However, I’m not sure if it doesn’t go too far to say that reputation itself is a currency. You mention that carbon credits are currencies, which makes sense. But carbon itself, or the right to emit carbon, is not a currency, but rather an asset which the currency represents. Likewise, reputation itself is an asset, but not a symbol. A reputation currency is a symbolic representation of that asset… it’s the symbol which I would personally view as the currency, rather than the thing the symbol represents.
That being said (I hope you don’t mind my pedantry) I certainly agree that the most practical way to think of such symbols of social capital is as currencies. The fungibility problems may or may not be addressed, but I don’t think that’s critical.
I still think it’s Socialism.
thanks webisteme,
as others have said too, reputation can be thought of as asset more than currency, and as alan put it above, it works as a social currency in a gift economy. the language is all so tricky.
perhaps calling it a social currency is good insofar as it may bring a nontech person to equate it with “value”, and from there the argument can be made that metrics and evolving graphs of personal data are assets that should be owned by individuals?
Hi Venessa,
I agree that ‘social currency’ is intuitive: it’s the class of currencies which try to represent social capital. I agree with Alan, but would go further – social currencies also mediate financial exchanges, for example on eBay, peer to peer rental sites, and so on.
It is a store of value, in itself and relative to what it enables me to do. I agree speaking of ‘ownership’ is useful here… we own a portfolio of social capital, and by extension social currencies.
Eli
great post. thank you for this thinking. just when my appetite was craving it.

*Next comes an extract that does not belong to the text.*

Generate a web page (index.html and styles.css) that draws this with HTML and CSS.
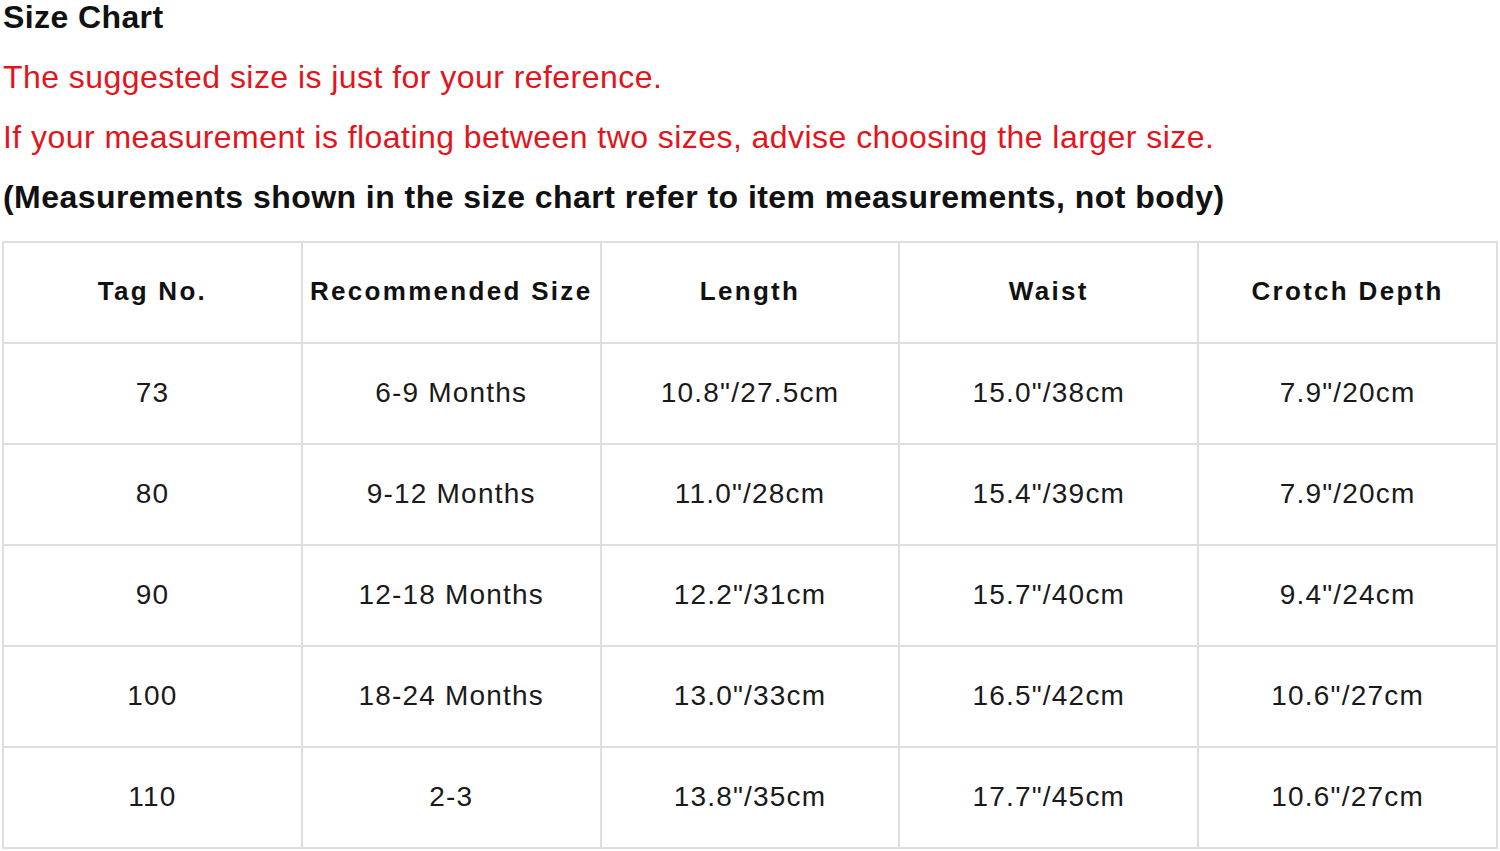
FILE: index.html
```html
<!DOCTYPE html>
<html>
<head>
<meta charset="utf-8">
<link rel="stylesheet" href="styles.css">
</head>
<body>
<div class="page">
  <h1 class="title">Size Chart</h1>
  <p class="note red">The suggested size is just for your reference.</p>
  <p class="note red">If your measurement is floating between two sizes, advise choosing the larger size.</p>
  <p class="note bold">(Measurements shown in the size chart refer to item measurements, not body)</p>
  <table class="chart">
    <tr class="head"><td>Tag No.</td><td>Recommended Size</td><td>Length</td><td>Waist</td><td>Crotch Depth</td></tr>
    <tr><td>73</td><td>6-9 Months</td><td>10.8"/27.5cm</td><td>15.0"/38cm</td><td>7.9"/20cm</td></tr>
    <tr><td>80</td><td>9-12 Months</td><td>11.0"/28cm</td><td>15.4"/39cm</td><td>7.9"/20cm</td></tr>
    <tr><td>90</td><td>12-18 Months</td><td>12.2"/31cm</td><td>15.7"/40cm</td><td>9.4"/24cm</td></tr>
    <tr><td>100</td><td>18-24 Months</td><td>13.0"/33cm</td><td>16.5"/42cm</td><td>10.6"/27cm</td></tr>
    <tr><td>110</td><td>2-3</td><td>13.8"/35cm</td><td>17.7"/45cm</td><td>10.6"/27cm</td></tr>
  </table>
</div>
</body>
</html>
```
FILE: styles.css
```css
html, body { margin: 0; padding: 0; background: #fff; }
body { font-family: "Liberation Sans", Arial, sans-serif; color: #111; }
.page { padding: 0 0 0 3px; }
.title { margin: 0; font-size: 32px; line-height: 34px; font-weight: bold; letter-spacing: 0.4px; }
.note { margin: 0; font-size: 32px; line-height: 60px; letter-spacing: 0.45px; }
.title + .note { margin-top: 13px; }
.red { color: #e3141c; }
.bold { font-weight: bold; }
.chart { margin: 14px 0 0 -1px; width: 1496px; border-collapse: collapse; table-layout: fixed; }
.chart td { border: 2px solid #dedede; height: 97px; padding: 0 0 2px; text-align: center; vertical-align: middle; font-size: 28px; letter-spacing: 1.2px; color: #1a1a1a; }
.head td { font-weight: bold; font-size: 26px; letter-spacing: 2.3px; color: #111; }
```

i’m leaning toward reputation indeed becoming a currency. richness coming through the transparency the web elicits. the more transparent, the more trust.
so maybe the trust is the common article for bartering.. only it’s not bartering.
i see it blurring to a point of us no longer asking.. how can i sell more, what can i get for this. to the point that there is no need to talk fungibility. there is no thought of making things equal, because through the transparency we realize none of us are equal, but rather all unique.
Ellen Langer writes in Mindfulness, prejudice decreases and discrimination increases. the more we know a person, the more we trust them. the more we trust them, the more we realize our connectedness as opposed to our current bent toward prejudice. we see it’s really a matter of sharing amongst the same body, (rather than trading across diff bodies), – all the exchanges stay within the big us.
i’m thinking many don’t see such a potential, so we’re perpetuating a life no longer necessary. i life of doing things we don’t particularly care to do. but we’re mindlessly bound to it, because the value of money just isn’t questioned enough.
thanks monika.
i see what you’re saying about ‘no need to talk fungibility’ when talking about reputation as (social) currency because it’s not something you’re directly trading for something, but something that lubricates transactions or interactions…. so it’s more operating at a different layer. not necessarily in an exchange marketplace, but something more generative/collaborative/cooperative/gift-based.
ooh. i like this: something that lubricates transactions or interactions
In society, manners are also something that lubricates transactrions or interactions. Manners, though superficial at times, do reduce friction.
Hi Venessa – great discussion, the new world is coming fast 🙂
I wonder whether reputation can work as a currency. Or, more pointedly, society measuring a person’s worth by their bank balance seems problematic to me, and a key issue with our current setup.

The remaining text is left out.